▸ **Source data**
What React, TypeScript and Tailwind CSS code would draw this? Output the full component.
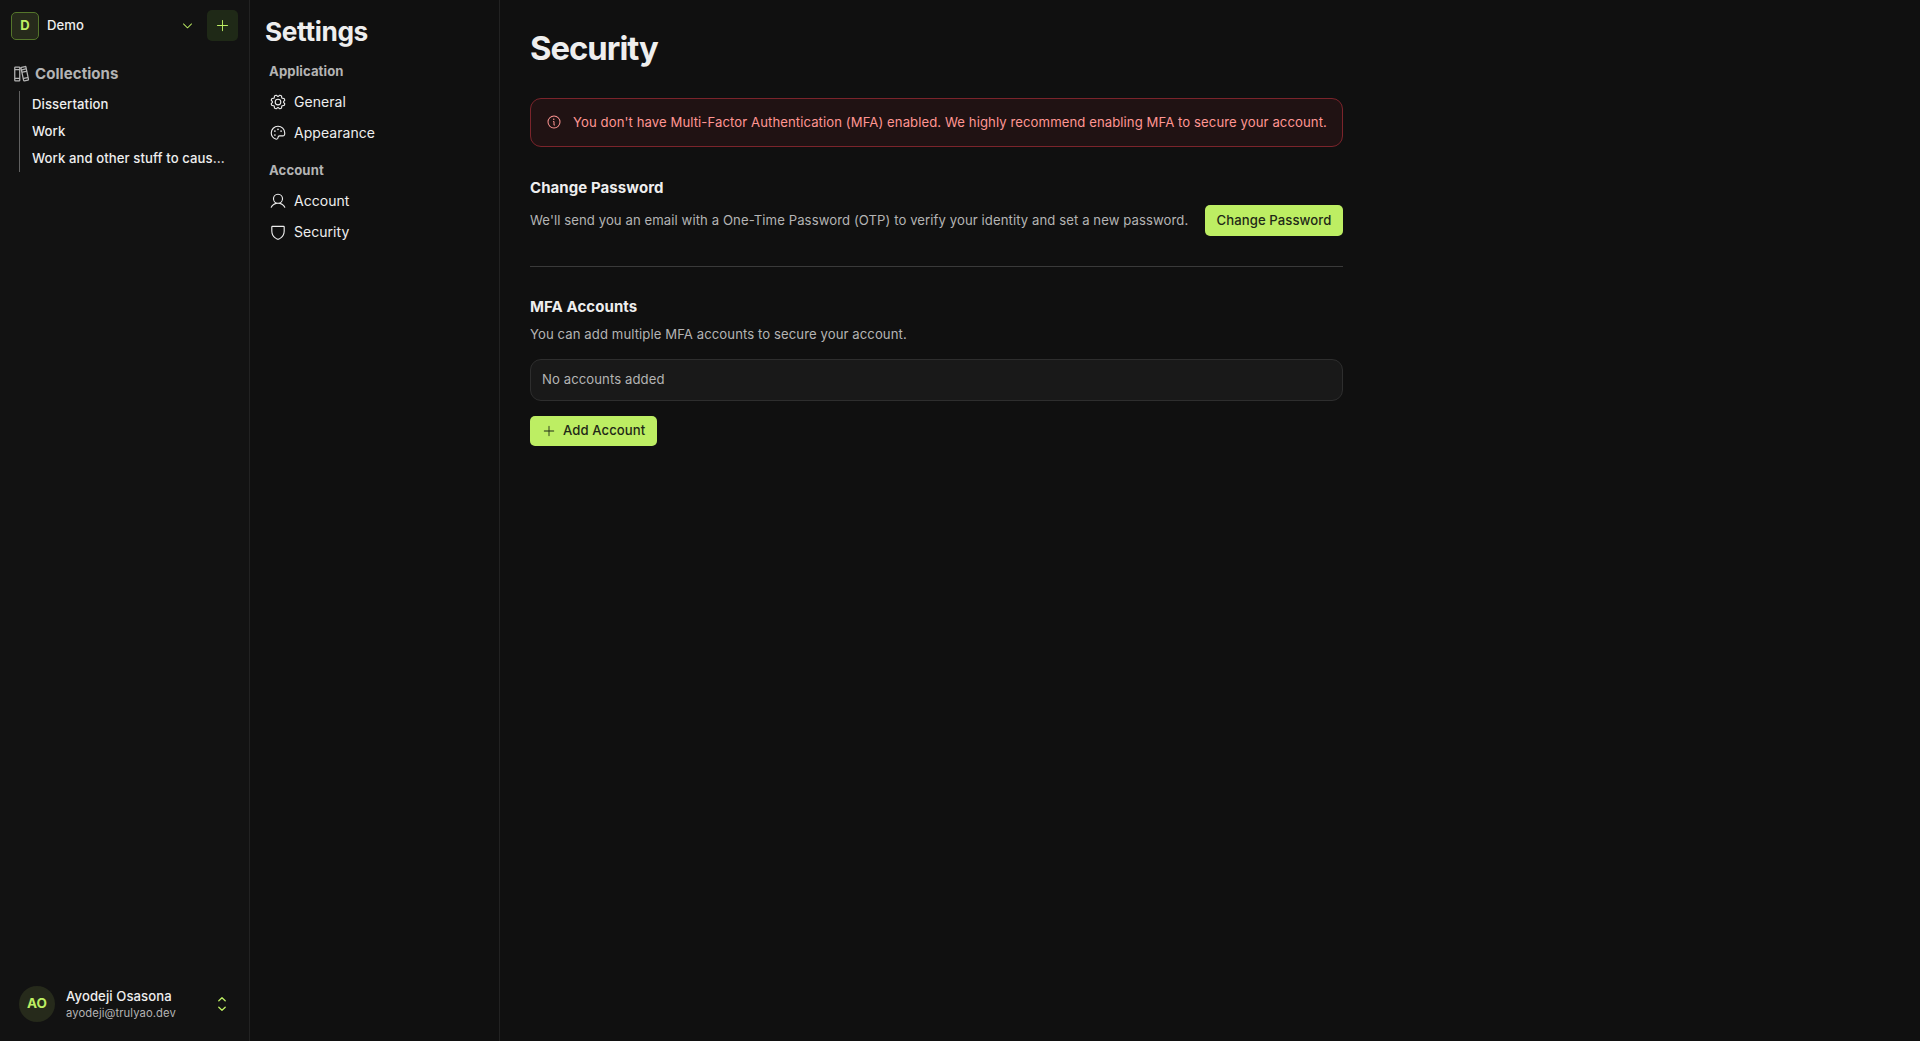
import {
  PiBooks,
  PiCaretDown,
  PiGear,
  PiInfo,
  PiPalette,
  PiPlus,
  PiShield,
  PiUser,
} from "react-icons/pi";
import type { IconType } from "react-icons";

const collections = ["Dissertation", "Work", "Work and other stuff to cause overflow"];

const groups: { title: string; items: { label: string; icon: IconType }[] }[] = [
  {
    title: "Application",
    items: [
      { label: "General", icon: PiGear },
      { label: "Appearance", icon: PiPalette },
    ],
  },
  {
    title: "Account",
    items: [
      { label: "Account", icon: PiUser },
      { label: "Security", icon: PiShield },
    ],
  },
];

function SwitchIcon() {
  return (
    <svg
      viewBox="0 0 18 18"
      fill="none"
      stroke="currentColor"
      strokeWidth="1.35"
      strokeLinecap="round"
      strokeLinejoin="round"
      className="mr-[18px] size-[18px] text-[#bdee63]"
    >
      <path d="M5.8 5.7 9 2.8l3.2 2.9M5.8 12.3 9 15.2l3.2-2.9" />
    </svg>
  );
}

function Sidebar() {
  return (
    <aside className="flex w-[250px] shrink-0 flex-col border-r border-[#222222] bg-[#121212]">
      <div className="flex items-center pt-[10px] pr-[11px] pl-[11px]">
        <div className="flex size-7 items-center justify-center rounded-[5px] border border-[#54752b] bg-[#262a1b] text-[13px] leading-none font-bold text-[#bdee63]">
          D
        </div>
        <span className="mb-px ml-2 flex-1 text-[13.125px] leading-5 font-medium tracking-[0.007em]">Demo</span>
        <PiCaretDown className="mr-[13px] size-[13px] text-[#bdee63]" />
        <button className="flex size-[31px] items-center justify-center rounded-[5px] bg-[#1f2917] text-[#bdee63]">
          <PiPlus className="size-[15px]" />
        </button>
      </div>
      <div className="mt-[22px] flex items-center pl-[11px] text-[#b4b4b4]">
        <PiBooks className="size-5" />
        <span className="ml-1 text-[15px] leading-[22px] font-bold tracking-[0.005em]">Collections</span>
      </div>
      <ul className="mt-[6px] mr-5 ml-[19px] border-l border-[#606060] pl-3">
        {collections.map((name) => (
          <li key={name} className="truncate text-[13.125px] leading-[27px] font-medium tracking-[0.007em]">
            {name}
          </li>
        ))}
      </ul>
      <div className="mt-auto mb-[19px] flex items-center pl-[19px]">
        <div className="flex size-9 items-center justify-center rounded-full bg-[#262a1b] pb-px text-[13.5px] font-bold text-[#bdee63]">
          AO
        </div>
        <div className="ml-[11px] flex-1">
          <div className="text-[13.125px] leading-[18px] font-medium tracking-[0.007em]">Ayodeji Osasona</div>
          <div className="text-[11.25px] leading-4 tracking-[0.008em] text-[#b4b4b4]">ayodeji@trulyao.dev</div>
        </div>
        <SwitchIcon />
      </div>
    </aside>
  );
}

function SettingsNav() {
  return (
    <nav className="w-[250px] shrink-0 border-r border-[#222222] px-[15px] pt-[14px]">
      <h1 className="text-[26.25px] leading-9 font-bold tracking-[-0.014em]">Settings</h1>
      {groups.map((group, i) => (
        <section key={group.title} className={i === 0 ? "mt-3 pl-1" : "mt-[13px] pl-1"}>
          <h2 className="text-[13.125px] leading-[18px] font-bold tracking-[0.008em] text-[#b4b4b4]">{group.title}</h2>
          <ul className="mt-[6px]">
            {group.items.map(({ label, icon: Icon }) => (
              <li key={label} className="flex h-[31px] items-center">
                <Icon className="size-[18px]" />
                <span className="ml-[7px] text-[14px] leading-5 tracking-[0.003em]">{label}</span>
              </li>
            ))}
          </ul>
        </section>
      ))}
    </nav>
  );
}

export default function App() {
  return (
    <div className="flex h-[1041px] w-[1920px] overflow-hidden bg-[#101010] font-['Inter',sans-serif] text-[#eeeeee]">
      <Sidebar />
      <SettingsNav />
      <main className="flex w-[843px] flex-col pl-[30px]">
        <h1 className="mt-7 text-[32.8px] leading-10 font-bold tracking-[-0.03em]">Security</h1>
        <div className="mt-[30px] flex h-[49px] items-center rounded-[11px] border border-[#7b242b] bg-[#201213] pb-px pl-[15px] text-[#ff9592]">
          <PiInfo className="size-4 shrink-0" />
          <p className="ml-[11px] text-[13.125px] leading-5 tracking-[0.007em] whitespace-nowrap">
            You don't have Multi-Factor Authentication (MFA) enabled. We highly recommend enabling MFA to secure your account.
          </p>
        </div>
        <h2 className="mt-[29px] text-[15px] leading-6 font-bold tracking-[0.005em]">Change Password</h2>
        <div className="mt-[5px] flex items-center justify-between">
          <p className="pb-px text-[13.125px] leading-5 tracking-[0.007em] whitespace-nowrap text-[#b4b4b4]">
            We'll send you an email with a One-Time Password (OTP) to verify your identity and set a new password.
          </p>
          <button className="h-[31px] w-[138px] shrink-0 rounded-[5px] bg-[#bdee63] text-[13.125px] font-medium tracking-[0.007em] whitespace-nowrap text-[#1f2917]">
            Change Password
          </button>
        </div>
        <hr className="mt-[30px] border-[#3a3a3a]" />
        <h2 className="mt-[28px] text-[15px] leading-6 font-bold tracking-[0.005em]">MFA Accounts</h2>
        <p className="mt-[5px] text-[13.125px] leading-5 tracking-[0.007em] text-[#b4b4b4]">
          You can add multiple MFA accounts to secure your account.
        </p>
        <div className="mt-[15px] flex h-[42px] items-center rounded-[11px] border border-[#2e2e2e] bg-[#191919] pl-[11px] text-[13.125px] tracking-[0.007em] text-[#b4b4b4]">
          No accounts added
        </div>
        <button className="mt-[15px] flex h-[30px] w-[127px] items-center rounded-[5px] bg-[#bdee63] pl-3 text-[13.125px] font-medium tracking-[0.007em] text-[#1f2917]">
          <PiPlus className="size-[14px]" />
          <span className="ml-[7px] whitespace-nowrap">Add Account</span>
        </button>
      </main>
    </div>
  );
}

▸ **Your instructions**
Write out every line above exactly as it is, leaving out the pictures.

▸ **Full response**
What React, TypeScript and Tailwind CSS code would draw this? Output the full component.
import {
  PiBooks,
  PiCaretDown,
  PiGear,
  PiInfo,
  PiPalette,
  PiPlus,
  PiShield,
  PiUser,
} from "react-icons/pi";
import type { IconType } from "react-icons";

const collections = ["Dissertation", "Work", "Work and other stuff to cause overflow"];

const groups: { title: string; items: { label: string; icon: IconType }[] }[] = [
  {
    title: "Application",
    items: [
      { label: "General", icon: PiGear },
      { label: "Appearance", icon: PiPalette },
    ],
  },
  {
    title: "Account",
    items: [
      { label: "Account", icon: PiUser },
      { label: "Security", icon: PiShield },
    ],
  },
];

function SwitchIcon() {
  return (
    <svg
      viewBox="0 0 18 18"
      fill="none"
      stroke="currentColor"
      strokeWidth="1.35"
      strokeLinecap="round"
      strokeLinejoin="round"
      className="mr-[18px] size-[18px] text-[#bdee63]"
    >
      <path d="M5.8 5.7 9 2.8l3.2 2.9M5.8 12.3 9 15.2l3.2-2.9" />
    </svg>
  );
}

function Sidebar() {
  return (
    <aside className="flex w-[250px] shrink-0 flex-col border-r border-[#222222] bg-[#121212]">
      <div className="flex items-center pt-[10px] pr-[11px] pl-[11px]">
        <div className="flex size-7 items-center justify-center rounded-[5px] border border-[#54752b] bg-[#262a1b] text-[13px] leading-none font-bold text-[#bdee63]">
          D
        </div>
        <span className="mb-px ml-2 flex-1 text-[13.125px] leading-5 font-medium tracking-[0.007em]">Demo</span>
        <PiCaretDown className="mr-[13px] size-[13px] text-[#bdee63]" />
        <button className="flex size-[31px] items-center justify-center rounded-[5px] bg-[#1f2917] text-[#bdee63]">
          <PiPlus className="size-[15px]" />
        </button>
      </div>
      <div className="mt-[22px] flex items-center pl-[11px] text-[#b4b4b4]">
        <PiBooks className="size-5" />
        <span className="ml-1 text-[15px] leading-[22px] font-bold tracking-[0.005em]">Collections</span>
      </div>
      <ul className="mt-[6px] mr-5 ml-[19px] border-l border-[#606060] pl-3">
        {collections.map((name) => (
          <li key={name} className="truncate text-[13.125px] leading-[27px] font-medium tracking-[0.007em]">
            {name}
          </li>
        ))}
      </ul>
      <div className="mt-auto mb-[19px] flex items-center pl-[19px]">
        <div className="flex size-9 items-center justify-center rounded-full bg-[#262a1b] pb-px text-[13.5px] font-bold text-[#bdee63]">
          AO
        </div>
        <div className="ml-[11px] flex-1">
          <div className="text-[13.125px] leading-[18px] font-medium tracking-[0.007em]">Ayodeji Osasona</div>
          <div className="text-[11.25px] leading-4 tracking-[0.008em] text-[#b4b4b4]">ayodeji@trulyao.dev</div>
        </div>
        <SwitchIcon />
      </div>
    </aside>
  );
}

function SettingsNav() {
  return (
    <nav className="w-[250px] shrink-0 border-r border-[#222222] px-[15px] pt-[14px]">
      <h1 className="text-[26.25px] leading-9 font-bold tracking-[-0.014em]">Settings</h1>
      {groups.map((group, i) => (
        <section key={group.title} className={i === 0 ? "mt-3 pl-1" : "mt-[13px] pl-1"}>
          <h2 className="text-[13.125px] leading-[18px] font-bold tracking-[0.008em] text-[#b4b4b4]">{group.title}</h2>
          <ul className="mt-[6px]">
            {group.items.map(({ label, icon: Icon }) => (
              <li key={label} className="flex h-[31px] items-center">
                <Icon className="size-[18px]" />
                <span className="ml-[7px] text-[14px] leading-5 tracking-[0.003em]">{label}</span>
              </li>
            ))}
          </ul>
        </section>
      ))}
    </nav>
  );
}

export default function App() {
  return (
    <div className="flex h-[1041px] w-[1920px] overflow-hidden bg-[#101010] font-['Inter',sans-serif] text-[#eeeeee]">
      <Sidebar />
      <SettingsNav />
      <main className="flex w-[843px] flex-col pl-[30px]">
        <h1 className="mt-7 text-[32.8px] leading-10 font-bold tracking-[-0.03em]">Security</h1>
        <div className="mt-[30px] flex h-[49px] items-center rounded-[11px] border border-[#7b242b] bg-[#201213] pb-px pl-[15px] text-[#ff9592]">
          <PiInfo className="size-4 shrink-0" />
          <p className="ml-[11px] text-[13.125px] leading-5 tracking-[0.007em] whitespace-nowrap">
            You don't have Multi-Factor Authentication (MFA) enabled. We highly recommend enabling MFA to secure your account.
          </p>
        </div>
        <h2 className="mt-[29px] text-[15px] leading-6 font-bold tracking-[0.005em]">Change Password</h2>
        <div className="mt-[5px] flex items-center justify-between">
          <p className="pb-px text-[13.125px] leading-5 tracking-[0.007em] whitespace-nowrap text-[#b4b4b4]">
            We'll send you an email with a One-Time Password (OTP) to verify your identity and set a new password.
          </p>
          <button className="h-[31px] w-[138px] shrink-0 rounded-[5px] bg-[#bdee63] text-[13.125px] font-medium tracking-[0.007em] whitespace-nowrap text-[#1f2917]">
            Change Password
          </button>
        </div>
        <hr className="mt-[30px] border-[#3a3a3a]" />
        <h2 className="mt-[28px] text-[15px] leading-6 font-bold tracking-[0.005em]">MFA Accounts</h2>
        <p className="mt-[5px] text-[13.125px] leading-5 tracking-[0.007em] text-[#b4b4b4]">
          You can add multiple MFA accounts to secure your account.
        </p>
        <div className="mt-[15px] flex h-[42px] items-center rounded-[11px] border border-[#2e2e2e] bg-[#191919] pl-[11px] text-[13.125px] tracking-[0.007em] text-[#b4b4b4]">
          No accounts added
        </div>
        <button className="mt-[15px] flex h-[30px] w-[127px] items-center rounded-[5px] bg-[#bdee63] pl-3 text-[13.125px] font-medium tracking-[0.007em] text-[#1f2917]">
          <PiPlus className="size-[14px]" />
          <span className="ml-[7px] whitespace-nowrap">Add Account</span>
        </button>
      </main>
    </div>
  );
}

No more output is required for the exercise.